Records for the exercise:
════════════════

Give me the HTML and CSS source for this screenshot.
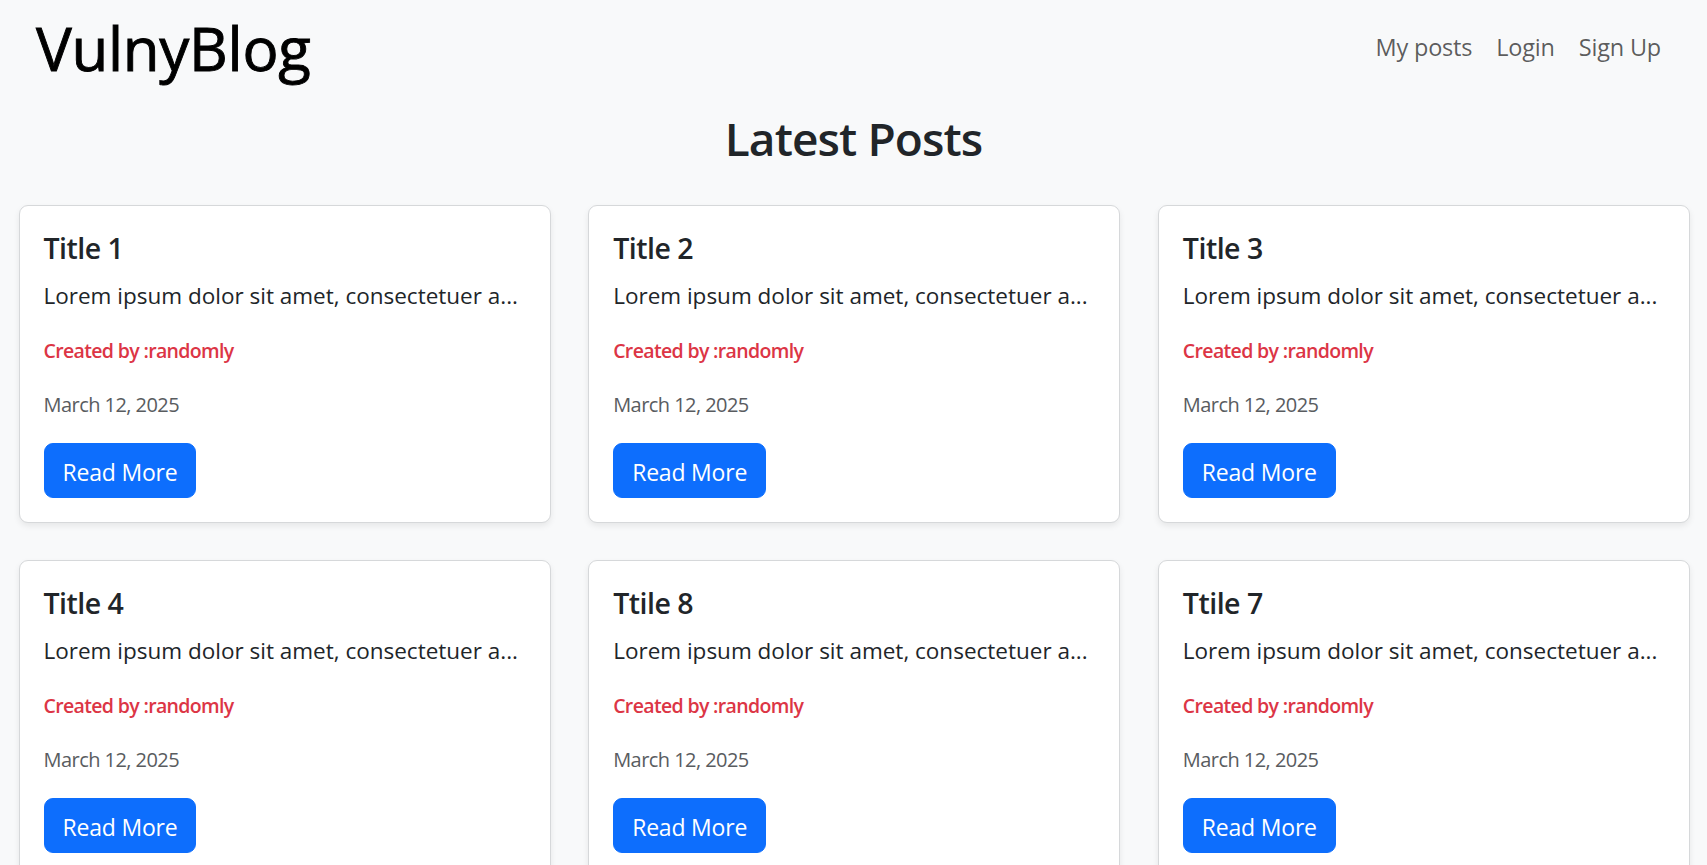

════════════════

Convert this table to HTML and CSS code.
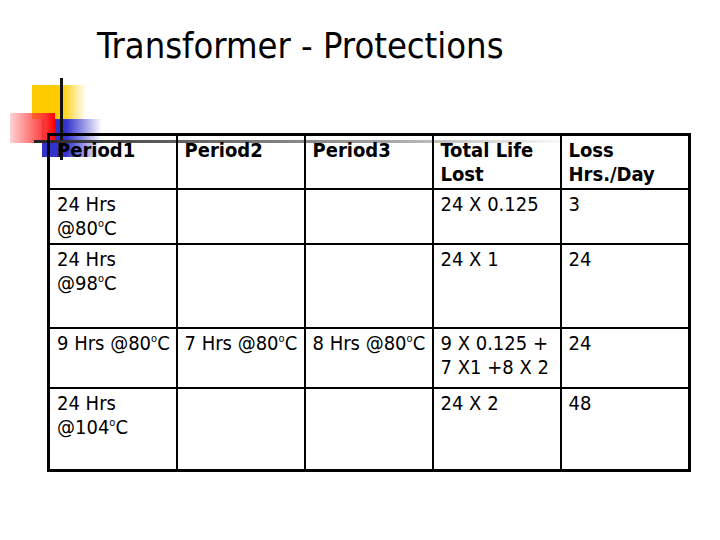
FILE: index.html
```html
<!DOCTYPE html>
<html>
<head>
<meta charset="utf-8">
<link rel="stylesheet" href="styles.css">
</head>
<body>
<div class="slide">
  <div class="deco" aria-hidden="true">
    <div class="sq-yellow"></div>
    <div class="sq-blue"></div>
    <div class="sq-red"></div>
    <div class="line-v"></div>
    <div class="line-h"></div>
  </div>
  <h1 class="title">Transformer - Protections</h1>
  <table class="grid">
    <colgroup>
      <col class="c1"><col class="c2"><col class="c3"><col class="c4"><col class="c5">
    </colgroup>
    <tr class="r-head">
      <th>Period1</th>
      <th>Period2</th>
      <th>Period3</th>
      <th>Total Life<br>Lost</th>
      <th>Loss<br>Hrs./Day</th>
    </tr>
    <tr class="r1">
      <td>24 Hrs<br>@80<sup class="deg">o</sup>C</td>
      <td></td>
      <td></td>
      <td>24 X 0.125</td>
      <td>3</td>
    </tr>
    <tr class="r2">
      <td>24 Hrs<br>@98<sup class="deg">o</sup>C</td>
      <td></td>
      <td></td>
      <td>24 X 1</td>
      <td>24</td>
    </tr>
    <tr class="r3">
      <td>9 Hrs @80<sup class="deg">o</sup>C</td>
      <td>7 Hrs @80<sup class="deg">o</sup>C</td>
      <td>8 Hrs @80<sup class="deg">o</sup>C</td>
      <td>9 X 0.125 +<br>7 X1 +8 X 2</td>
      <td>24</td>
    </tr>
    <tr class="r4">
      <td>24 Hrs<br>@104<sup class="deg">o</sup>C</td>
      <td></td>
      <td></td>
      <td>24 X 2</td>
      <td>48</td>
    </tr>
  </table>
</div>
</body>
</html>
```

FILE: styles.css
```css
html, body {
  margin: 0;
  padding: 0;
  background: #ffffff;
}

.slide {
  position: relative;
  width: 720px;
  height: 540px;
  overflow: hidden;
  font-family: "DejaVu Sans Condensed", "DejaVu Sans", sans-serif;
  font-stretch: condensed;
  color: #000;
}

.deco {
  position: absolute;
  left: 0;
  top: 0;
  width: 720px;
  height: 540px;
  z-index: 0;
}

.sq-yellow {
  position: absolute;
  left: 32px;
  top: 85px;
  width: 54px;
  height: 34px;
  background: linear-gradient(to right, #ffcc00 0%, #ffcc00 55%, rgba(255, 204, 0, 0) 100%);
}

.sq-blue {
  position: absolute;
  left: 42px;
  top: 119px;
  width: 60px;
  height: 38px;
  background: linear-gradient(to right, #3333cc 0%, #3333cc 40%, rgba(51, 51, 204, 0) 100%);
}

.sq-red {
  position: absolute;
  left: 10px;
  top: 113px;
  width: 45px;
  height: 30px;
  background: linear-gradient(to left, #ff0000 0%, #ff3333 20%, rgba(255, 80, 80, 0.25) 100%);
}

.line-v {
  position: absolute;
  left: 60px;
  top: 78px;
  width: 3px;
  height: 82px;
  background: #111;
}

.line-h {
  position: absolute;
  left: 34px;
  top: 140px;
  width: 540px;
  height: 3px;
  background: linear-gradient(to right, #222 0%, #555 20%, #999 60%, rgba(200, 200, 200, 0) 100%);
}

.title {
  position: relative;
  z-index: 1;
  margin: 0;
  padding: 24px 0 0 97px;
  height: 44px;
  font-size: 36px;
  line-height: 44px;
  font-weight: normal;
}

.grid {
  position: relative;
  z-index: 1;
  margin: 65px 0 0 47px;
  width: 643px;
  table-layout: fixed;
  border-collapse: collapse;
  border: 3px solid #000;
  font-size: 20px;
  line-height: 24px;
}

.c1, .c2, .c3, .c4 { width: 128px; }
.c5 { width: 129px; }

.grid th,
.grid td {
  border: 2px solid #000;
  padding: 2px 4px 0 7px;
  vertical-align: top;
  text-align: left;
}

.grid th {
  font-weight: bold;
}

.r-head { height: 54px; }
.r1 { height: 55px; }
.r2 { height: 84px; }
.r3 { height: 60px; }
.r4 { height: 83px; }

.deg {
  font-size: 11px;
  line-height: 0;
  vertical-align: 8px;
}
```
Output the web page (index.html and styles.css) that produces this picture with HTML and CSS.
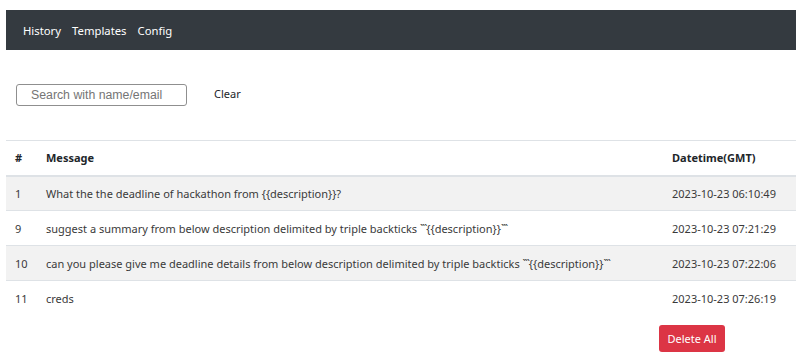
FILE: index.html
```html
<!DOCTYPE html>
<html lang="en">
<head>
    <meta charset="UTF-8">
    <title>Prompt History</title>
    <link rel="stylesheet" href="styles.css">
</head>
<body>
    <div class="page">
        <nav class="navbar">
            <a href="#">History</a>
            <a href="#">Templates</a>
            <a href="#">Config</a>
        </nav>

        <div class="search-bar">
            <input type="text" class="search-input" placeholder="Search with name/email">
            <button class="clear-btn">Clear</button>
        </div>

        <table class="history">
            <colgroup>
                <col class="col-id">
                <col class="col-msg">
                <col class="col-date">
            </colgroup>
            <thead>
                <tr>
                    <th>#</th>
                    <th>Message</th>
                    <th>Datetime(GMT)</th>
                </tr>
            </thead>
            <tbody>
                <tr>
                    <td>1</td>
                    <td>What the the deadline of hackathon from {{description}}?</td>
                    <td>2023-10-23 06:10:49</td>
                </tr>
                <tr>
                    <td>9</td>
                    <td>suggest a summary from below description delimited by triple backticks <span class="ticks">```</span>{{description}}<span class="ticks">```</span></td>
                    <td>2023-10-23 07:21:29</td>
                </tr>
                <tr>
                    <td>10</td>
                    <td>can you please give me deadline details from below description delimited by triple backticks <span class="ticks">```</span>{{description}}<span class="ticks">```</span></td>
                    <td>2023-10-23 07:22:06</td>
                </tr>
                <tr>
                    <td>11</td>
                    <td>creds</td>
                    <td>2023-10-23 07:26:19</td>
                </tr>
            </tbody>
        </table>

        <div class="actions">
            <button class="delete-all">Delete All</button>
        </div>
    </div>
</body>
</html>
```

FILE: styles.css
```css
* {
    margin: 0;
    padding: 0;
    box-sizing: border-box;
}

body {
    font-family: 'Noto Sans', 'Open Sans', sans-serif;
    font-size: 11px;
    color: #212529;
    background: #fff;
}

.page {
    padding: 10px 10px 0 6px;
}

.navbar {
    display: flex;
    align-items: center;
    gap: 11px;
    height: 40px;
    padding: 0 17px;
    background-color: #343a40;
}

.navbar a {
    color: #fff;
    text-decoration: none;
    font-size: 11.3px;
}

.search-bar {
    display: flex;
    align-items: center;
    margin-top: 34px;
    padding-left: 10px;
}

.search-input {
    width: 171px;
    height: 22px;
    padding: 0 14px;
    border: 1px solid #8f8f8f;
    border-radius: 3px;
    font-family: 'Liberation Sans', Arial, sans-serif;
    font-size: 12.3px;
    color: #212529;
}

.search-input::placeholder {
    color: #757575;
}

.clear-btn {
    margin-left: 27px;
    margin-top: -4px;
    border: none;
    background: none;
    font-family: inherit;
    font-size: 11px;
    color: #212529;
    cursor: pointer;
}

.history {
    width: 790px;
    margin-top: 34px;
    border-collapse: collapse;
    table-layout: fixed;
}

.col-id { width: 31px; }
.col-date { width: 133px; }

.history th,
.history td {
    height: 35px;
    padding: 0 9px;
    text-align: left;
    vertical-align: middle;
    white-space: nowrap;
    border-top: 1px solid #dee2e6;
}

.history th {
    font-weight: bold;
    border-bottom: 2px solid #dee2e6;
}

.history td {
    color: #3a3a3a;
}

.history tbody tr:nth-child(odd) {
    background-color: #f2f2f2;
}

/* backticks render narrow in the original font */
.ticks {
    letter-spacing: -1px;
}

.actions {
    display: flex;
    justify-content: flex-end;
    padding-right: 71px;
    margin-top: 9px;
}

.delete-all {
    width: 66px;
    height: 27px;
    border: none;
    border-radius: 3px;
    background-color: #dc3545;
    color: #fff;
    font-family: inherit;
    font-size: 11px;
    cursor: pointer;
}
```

════════════════

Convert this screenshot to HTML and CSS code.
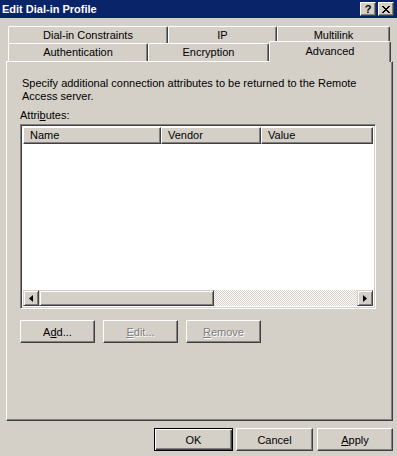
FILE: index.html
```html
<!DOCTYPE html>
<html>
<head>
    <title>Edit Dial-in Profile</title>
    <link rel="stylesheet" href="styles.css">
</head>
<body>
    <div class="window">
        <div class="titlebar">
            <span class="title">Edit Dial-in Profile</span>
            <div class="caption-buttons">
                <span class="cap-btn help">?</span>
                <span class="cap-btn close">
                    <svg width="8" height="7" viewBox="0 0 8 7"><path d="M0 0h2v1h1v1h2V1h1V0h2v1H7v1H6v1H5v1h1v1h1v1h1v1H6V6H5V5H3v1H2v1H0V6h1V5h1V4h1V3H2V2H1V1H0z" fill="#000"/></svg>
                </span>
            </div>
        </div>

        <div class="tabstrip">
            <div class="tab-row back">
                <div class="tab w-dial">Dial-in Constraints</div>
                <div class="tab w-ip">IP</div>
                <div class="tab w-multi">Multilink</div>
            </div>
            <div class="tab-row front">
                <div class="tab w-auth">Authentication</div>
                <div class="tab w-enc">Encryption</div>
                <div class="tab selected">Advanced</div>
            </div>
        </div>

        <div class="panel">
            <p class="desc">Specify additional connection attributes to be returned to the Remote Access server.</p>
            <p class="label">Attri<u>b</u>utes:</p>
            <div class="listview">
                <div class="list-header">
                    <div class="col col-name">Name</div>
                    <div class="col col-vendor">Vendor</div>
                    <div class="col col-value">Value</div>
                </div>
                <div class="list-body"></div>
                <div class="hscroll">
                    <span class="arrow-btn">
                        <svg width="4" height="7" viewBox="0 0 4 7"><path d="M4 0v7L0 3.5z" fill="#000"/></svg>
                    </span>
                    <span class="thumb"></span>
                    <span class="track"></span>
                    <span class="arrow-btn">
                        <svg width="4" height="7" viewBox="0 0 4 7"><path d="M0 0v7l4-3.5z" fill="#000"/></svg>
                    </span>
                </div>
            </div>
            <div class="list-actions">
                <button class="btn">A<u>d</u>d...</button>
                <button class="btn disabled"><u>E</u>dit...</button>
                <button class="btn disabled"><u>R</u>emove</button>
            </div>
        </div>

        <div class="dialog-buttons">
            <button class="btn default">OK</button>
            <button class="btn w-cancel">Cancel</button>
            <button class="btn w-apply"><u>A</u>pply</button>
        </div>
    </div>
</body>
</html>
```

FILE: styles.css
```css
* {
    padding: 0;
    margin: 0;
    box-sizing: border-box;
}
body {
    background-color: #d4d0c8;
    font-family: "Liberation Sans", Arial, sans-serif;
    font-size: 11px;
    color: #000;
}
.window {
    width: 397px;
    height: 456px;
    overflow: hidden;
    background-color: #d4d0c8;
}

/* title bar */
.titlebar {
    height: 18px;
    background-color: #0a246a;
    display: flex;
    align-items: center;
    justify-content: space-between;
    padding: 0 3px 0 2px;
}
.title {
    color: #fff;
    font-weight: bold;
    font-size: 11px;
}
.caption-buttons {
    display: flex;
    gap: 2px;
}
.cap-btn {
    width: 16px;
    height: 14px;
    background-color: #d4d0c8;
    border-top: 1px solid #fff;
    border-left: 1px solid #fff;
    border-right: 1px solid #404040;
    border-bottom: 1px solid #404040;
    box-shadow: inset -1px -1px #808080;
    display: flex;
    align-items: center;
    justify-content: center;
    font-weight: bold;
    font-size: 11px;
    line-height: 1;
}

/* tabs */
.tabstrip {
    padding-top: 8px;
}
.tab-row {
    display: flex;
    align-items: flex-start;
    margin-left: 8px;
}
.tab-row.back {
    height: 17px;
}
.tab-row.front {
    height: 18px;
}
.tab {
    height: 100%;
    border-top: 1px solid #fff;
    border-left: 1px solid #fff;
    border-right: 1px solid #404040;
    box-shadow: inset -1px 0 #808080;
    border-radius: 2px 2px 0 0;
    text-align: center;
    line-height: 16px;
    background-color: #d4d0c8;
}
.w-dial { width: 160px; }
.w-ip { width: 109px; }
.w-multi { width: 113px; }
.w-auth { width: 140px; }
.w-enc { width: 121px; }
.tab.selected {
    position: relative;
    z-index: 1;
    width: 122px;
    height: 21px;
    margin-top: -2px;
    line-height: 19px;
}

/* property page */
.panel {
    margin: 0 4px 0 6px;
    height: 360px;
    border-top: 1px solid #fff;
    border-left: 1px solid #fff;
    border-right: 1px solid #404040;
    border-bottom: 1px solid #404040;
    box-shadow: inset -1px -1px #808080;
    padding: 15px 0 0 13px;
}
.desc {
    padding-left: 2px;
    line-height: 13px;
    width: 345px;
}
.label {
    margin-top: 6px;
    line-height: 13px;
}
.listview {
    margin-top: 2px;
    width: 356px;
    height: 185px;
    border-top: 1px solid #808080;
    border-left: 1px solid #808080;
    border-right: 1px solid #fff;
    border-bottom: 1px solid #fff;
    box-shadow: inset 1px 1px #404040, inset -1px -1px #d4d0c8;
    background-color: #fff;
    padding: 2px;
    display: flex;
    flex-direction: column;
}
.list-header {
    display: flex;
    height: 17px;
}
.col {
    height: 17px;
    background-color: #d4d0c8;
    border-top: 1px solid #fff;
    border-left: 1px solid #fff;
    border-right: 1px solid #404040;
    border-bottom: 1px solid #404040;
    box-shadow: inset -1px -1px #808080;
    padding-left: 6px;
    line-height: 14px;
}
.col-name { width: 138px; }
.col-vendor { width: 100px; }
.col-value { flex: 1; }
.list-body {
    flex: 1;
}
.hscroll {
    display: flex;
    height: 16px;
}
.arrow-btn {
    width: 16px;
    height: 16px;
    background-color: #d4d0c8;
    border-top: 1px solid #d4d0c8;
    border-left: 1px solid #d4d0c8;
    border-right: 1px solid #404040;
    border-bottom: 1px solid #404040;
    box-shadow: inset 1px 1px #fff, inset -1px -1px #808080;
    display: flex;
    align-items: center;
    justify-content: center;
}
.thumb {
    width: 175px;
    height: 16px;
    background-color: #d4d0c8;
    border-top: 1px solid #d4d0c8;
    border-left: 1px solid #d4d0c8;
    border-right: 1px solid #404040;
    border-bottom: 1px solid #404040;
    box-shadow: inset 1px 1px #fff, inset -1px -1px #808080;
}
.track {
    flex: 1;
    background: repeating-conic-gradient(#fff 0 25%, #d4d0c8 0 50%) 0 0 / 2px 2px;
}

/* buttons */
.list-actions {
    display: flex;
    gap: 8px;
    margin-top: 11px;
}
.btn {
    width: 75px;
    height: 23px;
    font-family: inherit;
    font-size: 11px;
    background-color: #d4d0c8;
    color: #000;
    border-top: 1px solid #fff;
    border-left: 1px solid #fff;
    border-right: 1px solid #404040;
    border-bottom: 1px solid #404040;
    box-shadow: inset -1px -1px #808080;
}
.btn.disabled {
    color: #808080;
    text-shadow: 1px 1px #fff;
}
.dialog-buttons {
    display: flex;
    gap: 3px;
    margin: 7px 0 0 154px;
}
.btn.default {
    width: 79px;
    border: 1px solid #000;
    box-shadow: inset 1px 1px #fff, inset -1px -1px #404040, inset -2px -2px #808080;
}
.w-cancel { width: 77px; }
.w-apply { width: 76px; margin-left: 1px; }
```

════════════════

Instructions to follow:
Copy every line of the listing containing the string "with".

Response:
Output the web page (index.html and styles.css) that produces this picture with HTML and CSS.
            <input type="text" class="search-input" placeholder="Search with name/email">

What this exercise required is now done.